|
İstanbul Mahkemesi 10 Numaralı Sicil (H. 1072-1073 / M. 1661-1663) cilt: 51, sayfa: 184 Hüküm no: 130 Orijinal metin no: [13b-3] Bu defter İBB Kültür A.Ş. ve Medipol Üniversitesi Hukuk Fakültesi ortaklığı ile hazırlanmıştır.
Haraçcı mahallesinde Laleruh bt. Abdullah’ın vakfiyesinin gelir dağılımı
Mahmiye-i İstanbul’da Haraçcı mahallesinde sâkine iken vefât eden Laleruh bt. Abdullah nâm hatunun atîkâtından Mülâyim bt. Abdullah ve Gülbahar bt. Abdülmennan ve Mülâyim bt. Abdurrahman ve Kalender bt. Abdürreyyan nâm hatunlar meclis-i şer‘-i hatîrde müteveffât-ı merkūmenin mu‘takı hâfızü’l-kitâb Mahmud b. Abdullah mahzarında zikri câ’î vakf odaların mütevellîsi ( ) muvâcehesinde her biri üzerine da‘vâ ve takrîr-i kelâm edip bin otuz dört senesi Cemâziyelûlâsı on beşinci gününde müteveffâ-yı merkūm Laleruh Hatun mahmiye-i Galata hâricinde Memi Bey mahallesinde vâki‘ bir tarafı Kâtib Dilaver b.

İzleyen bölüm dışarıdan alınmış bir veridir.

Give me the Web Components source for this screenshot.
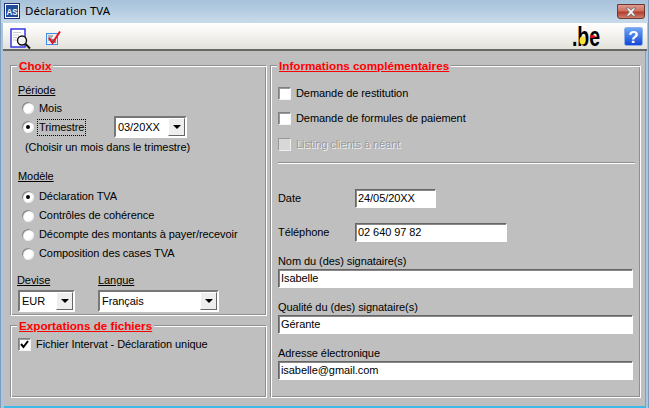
<!DOCTYPE html>
<html><head><meta charset="utf-8"><style>
html,body{margin:0;padding:0;width:649px;height:408px;overflow:hidden;background:#a9c6de}
</style></head><body>
<app-window>
  <title-bar slot="title" label="Déclaration TVA"></title-bar>
  <tool-bar slot="tools"></tool-bar>
  <div slot="left" style="display:flex;flex-direction:column;gap:9px;width:257px">
    <group-box label="Choix" style="height:251px">
      <sub-head style="margin-top:7px">Période</sub-head>
      <radio-opt style="margin-top:2px;height:16px">Mois</radio-opt>
      <div style="display:flex;align-items:center;height:22px">
        <radio-opt checked focused style="width:96px;flex:none">Trimestre</radio-opt>
        <combo-box value="03/20XX" style="width:73px;height:22px"></combo-box>
      </div>
      <div style="margin:2px 0 0 7px;height:15px;line-height:15px">(Choisir un mois dans le trimestre)</div>
      <sub-head style="margin-top:14px">Modèle</sub-head>
      <div style="margin-top:3px">
        <radio-opt checked style="height:19px">Déclaration TVA</radio-opt>
        <radio-opt style="height:19px">Contrôles de cohérence</radio-opt>
        <radio-opt style="height:19px">Décompte des montants à payer/recevoir</radio-opt>
        <radio-opt style="height:19px">Composition des cases TVA</radio-opt>
      </div>
      <div style="display:flex;margin:10px 0 0 -1px">
        <div style="width:81px"><sub-head>Devise</sub-head><combo-box value="EUR" style="width:57px;height:22px;margin:2px 0 0 1px"></combo-box></div>
        <div style="width:121px"><sub-head>Langue</sub-head><combo-box value="Français" style="width:121px;height:22px;margin-top:2px"></combo-box></div>
      </div>
    </group-box>
    <group-box label="Exportations de fichiers" style="height:73px">
      <check-opt checked style="margin-top:1px;height:15px">Fichier Intervat - Déclaration unique</check-opt>
    </group-box>
  </div>
  <group-box slot="right" label="Informations complémentaires" style="width:371px;height:333px">
    <div style="display:flex;flex-direction:column">
      <check-opt style="margin-top:5px;height:25px">Demande de restitution</check-opt>
      <check-opt style="height:25px">Demande de formules de paiement</check-opt>
      <check-opt disabled style="height:27px">Listing clients à néant</check-opt>
      <etched-line style="margin-top:4px;width:357px"></etched-line>
      <div style="display:flex;align-items:center;margin-top:25px;height:19px"><span style="width:77px">Date</span><text-field value="24/05/20XX" style="width:81px"></text-field></div>
      <div style="display:flex;align-items:center;margin-top:15px;height:19px"><span style="width:77px">Téléphone</span><text-field value="02 640 97 82" style="width:152px"></text-field></div>
      <div style="margin-top:11px;height:16px;line-height:16px">Nom du (des) signataire(s)</div>
      <text-field value="Isabelle" style="width:355px"></text-field>
      <div style="margin-top:11px;height:16px;line-height:16px">Qualité du (des) signataire(s)</div>
      <text-field value="Gérante" style="width:355px"></text-field>
      <div style="margin-top:11px;height:16px;line-height:16px">Adresse électronique</div>
      <text-field value="isabelle@gmail.com" style="width:355px"></text-field>
    </div>
  </group-box>
</app-window>
<script>
function def(name, css, html){
  customElements.define(name, class extends HTMLElement{
    connectedCallback(){
      if(this.shadowRoot) return;
      const s=this.attachShadow({mode:'open'});
      const a=n=>this.getAttribute(n)||'';
      s.innerHTML='<style>'+css+'</style>'+(typeof html==='function'?html(a,this):html);
    }
  });
}
def('app-window',`
 :host{display:block;width:649px;height:408px;font:11px/15px "Liberation Sans",Arial,sans-serif;letter-spacing:-.07px;color:#000;white-space:nowrap}
 .frame{display:flex;flex-direction:column;padding:0 2px 0 3px;background:#a9c6de;box-sizing:border-box;border-right:1px solid #7f9db8;border-left:1px solid #7f9db8;height:408px}
 .body{flex:1;min-height:0;background:#bfbfbf;padding:14px 4px 0 6px;display:flex;gap:3px;border-bottom:2px solid #3fb9e6;border-right:1px solid #3fb9e6}
`,`<div class="frame"><slot name="title"></slot><slot name="tools"></slot>
 <div class="body"><slot name="left"></slot><slot name="right"></slot></div></div>`);
def('title-bar',`
 :host{display:flex;align-items:center;height:23px;margin:0 -2px 0 -3px;padding:0 3px 1px 3px;box-sizing:border-box;background:linear-gradient(#a6c1d9,#c8dbea);position:relative}
 svg{display:block;flex:none}
 .t{margin-left:5px;font:11.5px/16px "Noto Sans","Open Sans",sans-serif;letter-spacing:0;color:#000}
 .x{position:absolute;right:3px;top:4px;width:28px;height:15px;border:1px solid #6b3a33;box-sizing:border-box;border-radius:0 0 3px 3px;background:linear-gradient(#dd9a8e 0,#d0705f 45%,#b33e2b 55%,#cf7f6d 100%);display:flex;align-items:center;justify-content:center}
`,a=>`<svg width="16" height="16" viewBox="0 0 16 16"><rect x=".5" y=".5" width="15" height="15" fill="#fff" stroke="#1b2f7a"/><rect x="2" y="2" width="12" height="12" fill="#1f4d9c"/><text x="8" y="11.5" text-anchor="middle" font-family="Liberation Sans" font-size="9" font-weight="bold" fill="#fff" textLength="11" lengthAdjust="spacingAndGlyphs">AS</text></svg>
 <span class="t">${a('label')}</span>
 <div class="x"><svg width="14" height="10" viewBox="0 0 14 10"><path d="M2 1h3l2 2.2L9 1h3L8.7 5 12 9H9L7 6.8 5 9H2l3.3-4z" fill="#f4f4f4" stroke="#6d6d6d" stroke-width=".8"/></svg></div>`);
def('tool-bar',`
 :host{display:flex;align-items:flex-start;height:28px;margin:0 -1px;padding:5px 4px 0 7px;box-sizing:border-box;background:linear-gradient(#fff 0,#f7f6f3 35%,#e3e1da 100%);border-bottom:2px solid #666}
 svg{flex:none;display:block}
 .sp{flex:1}
`,`<svg width="21" height="21" viewBox="0 0 21 21">
   <rect x="1" y="1" width="14" height="18" fill="#fff" stroke="#2a2ae0" stroke-width="1.4"/>
   <path d="M3.5 4.5h8M3.5 7h6M3.5 9.5h4M3.5 12h3" stroke="#999" stroke-dasharray="1 1"/>
   <circle cx="12" cy="12.5" r="4.5" fill="#f2f2f2" stroke="#111" stroke-width="1.4"/>
   <path d="M15.5 16l4.5 4.5" stroke="#111" stroke-width="2"/></svg>
 <svg width="16" height="16" viewBox="0 0 16 16" style="margin:2px 0 0 15px">
   <rect x=".5" y="3.5" width="11" height="11" fill="#eee" stroke="#3c8ce8"/>
   <path d="M2 6h5M2 8h4M2 10h3" stroke="#777"/><rect x="5" y="9" width="5" height="4" fill="#888"/>
   <path d="M3 8l3.5 5L14 1.5" fill="none" stroke="#e8102a" stroke-width="2"/></svg>
 <div class="sp"></div>
 <svg width="31" height="24" viewBox="0 0 31 24" style="margin:-3px 21px 0 0;overflow:visible">
   <text x="0" y="21" font-family="Liberation Sans" font-size="27" font-weight="bold" fill="#000" textLength="28" lengthAdjust="spacingAndGlyphs">.be</text>
   <ellipse cx="10.5" cy="15.5" rx="3" ry="4" fill="#f6e23c"/><ellipse cx="20.5" cy="11.5" rx="2.8" ry="1.6" fill="#e0102c"/></svg>
 <svg width="19" height="19" viewBox="0 0 19 19" style="margin-top:-1px">
   <defs><linearGradient id="h" x1="0" y1="0" x2="0" y2="1"><stop offset="0" stop-color="#6fa8f5"/><stop offset="1" stop-color="#1144d8"/></linearGradient></defs>
   <rect x=".5" y=".5" width="18" height="18" rx="2" fill="url(#h)" stroke="#8db0e8"/>
   <text x="9.5" y="15.5" text-anchor="middle" font-family="Liberation Sans" font-size="17" font-weight="bold" fill="#fff">?</text></svg>`);
def('group-box',`
 :host{display:block;flex:none;box-sizing:border-box;position:relative;border:1px solid;border-color:#8f8f8f #fff #fff #8f8f8f;box-shadow:inset 1px 1px 0 #fff,inset -1px -1px 0 #8f8f8f;padding:10px 6px 0 7px}
 .l{position:absolute;left:6px;top:-8px;background:#bfbfbf;padding:0 2px;font:bold 11.7px/16px "Liberation Sans",Arial,sans-serif;letter-spacing:0;color:#ff0000;text-decoration:underline}
`,a=>`<span class="l">${a('label')}</span><slot></slot>`);
def('sub-head',`:host{display:block;text-decoration:underline;line-height:15px}`,`<slot></slot>`);
def('radio-opt',`
 :host{display:flex;align-items:center;padding-left:4px;box-sizing:border-box}
 .c{width:12px;height:12px;border-radius:50%;background:#fff;box-shadow:inset 1px 1px 1px #777,inset -1px -1px 0 #eee;display:flex;align-items:center;justify-content:center;flex:none;margin-right:4px}
 .d{width:4px;height:4px;border-radius:50%;background:#000}
 .t{padding:0 1px}
 .f{outline:1px dotted #000;outline-offset:0}
`,(a,e)=>`<span class="c">${e.hasAttribute('checked')?'<span class="d"></span>':''}</span><span class="t ${e.hasAttribute('focused')?'f':''}"><slot></slot></span>`);
def('check-opt',`
 :host{display:flex;align-items:center;box-sizing:border-box}
 .b{width:13px;height:13px;box-sizing:border-box;background:#fff;border:1px solid;border-color:#808080 #f4f4f4 #f4f4f4 #808080;box-shadow:inset 1px 1px 0 #9a9a9a;margin-right:5px;flex:none;display:flex}
 :host([disabled]) .b{background:#d8d8d8;box-shadow:none;border-color:#999 #eee #eee #999}
 :host([disabled]) .t{color:#999;text-shadow:1px 1px 0 #f2f2f2}
`,(a,e)=>`<span class="b">${e.hasAttribute('checked')?'<svg width="11" height="11" viewBox="0 0 11 11"><path d="M2 5l2.5 3L9 2" fill="none" stroke="#000" stroke-width="2"/></svg>':''}</span><span class="t"><slot></slot></span>`);
def('combo-box',`
 :host{display:flex;box-sizing:border-box;background:#fff;border:2px solid;border-color:#777 #fff #fff #777}
 .v{flex:1;padding-left:2px;line-height:18px;white-space:nowrap;overflow:hidden}
 .b{width:17px;flex:none;box-sizing:border-box;background:#eeeeee;border:1px solid;border-color:#fff #666 #666 #fff;display:flex;align-items:center;justify-content:center}
 .b i{display:block;width:0;height:0;border:4px solid transparent;border-top:4px solid #000;border-bottom:0}
`,a=>`<span class="v">${a('value')}</span><span class="b"><i></i></span>`);
def('text-field',`
 :host{display:block;box-sizing:border-box;height:19px;background:#fff;border:1px solid;border-color:#666 #fff #fff #666;box-shadow:inset 1px 1px 0 #888;padding-left:2px;line-height:17px;white-space:nowrap;overflow:hidden;flex:none}
`,a=>a('value'));
def('etched-line',`:host{display:block;height:2px;box-sizing:border-box;background:#8f8f8f;border-bottom:1px solid #fff}`,``);
</script>
</body></html>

Abdullah mülküne ve bir tarafı Çaşnigir kızı Hadîce Hatun mülküne ve bir tarafı ba‘zan elçi sâkin olduğu mîrî menzile ve ba‘zan el-Hâc Hüseyin mülküne ve bir tarafı tarîk-i âmma müntehî büyût-ı müte‘addideyi ve kenîfi ve cüneyneyi müştemil olup arsasının senede Sultan Bâyezid Han tâbe serâhu vakfına yüz elli akçe mukāta‘ası ve binâsı mülkü olan müte’ehhilîn odalarını vakf-ı lâzım ile vakf ve süknâ ve tasarrufunu evvelâ kendi nefsine ve ba‘dehâ ile’l-inkırâz evlâdına ve evlâd-ı evlâdına ba‘dehûm ve ba‘de’l-inkırâz gallesi Medîne-i Münevvere fukarâsına şart edip mâ-tekaddemden bizler târih-i kitâb şehrî gurresine dek ol odaların gallesine mezbûr Mahmud ile ma‘an mutasarrıfalar iken mezbûr şehr-i merkūmun gallesini dahi kabz edip ke’l-evvel galle-i merkūmeden hisse taleb eylediğimizde vermekden imtinâ‘ eder suâl olunsun dedikde gıbbe’s-suâl mezbûr Mahmud cevâbında fi’l-vâki‘ mârrü’z-zikr odaların gallesini atîkat-ı mezbûrât benim ile mutasarrıfa olup lâkin müteveffât-ı mezbûre Laleruh Hatun vakfiye-i ma‘mûlün-bihâsında evlâdından sonra süknâ ve tasarrufunu utekāsına ve evlâd-ı utekāsına şart ve ta‘yîn edip atîkat-ı mezbûrât dahi utekāda dâhiller olmak mülahazasıyla galle-i mezbûreden mezbûrâta hisse verir idim. El-hâletü-hâzihî şart-ı mezkûra dâhiller olmadığına vâkıf olmağla hisse vermem deyip mazmûn-ı takrîr meşrûhunu nâtık vakfiye ibrâz mezbûrât muvâcehelerinde kırâet olundukda vâkıfe-i mezbûr kendi evlâdından sonra ol odaların süknâ ve tasarrufunu utekāsına ve evlâd-ı utekāsına şart ve ta‘yîn eylediği vakfiye-i mezbûrede mastûr ve mukayyed bulunup mezbûrât dahi tasdîk etmeğin bî-vech mu‘ârazadan men‘ olundukdan sonra ol odaların ber-mûceb-i şart-ı vâkıfe-i mezbûre zabt ve tasarrufa mu‘takı mezbûr Mahmud’a dahi tenbîh olunup mâ hüve’l-vâki‘ bi’t-taleb ketb olundu.
Fî selh-i Recebi’l-ferd li-sene isneyn ve seb‘în ve elf.
Şuhûdü’l-hâl: Hüseyin Efendi el-Burûsî, Mehmed Efendi-yi Erzurumî, Keşfî Mustafa Efendi, Ahmed Efendi kâtibü’l-kādı, Ahmed Çelebi b. Mahmud, el-Hâc Mustafa b. Sefer, , Osman Çelebi b. Abdullah, Şükrullah Bey b. Mustafa, Abdi Çelebi b. Hüseyin, Baba Rasûl b. Rıdvan.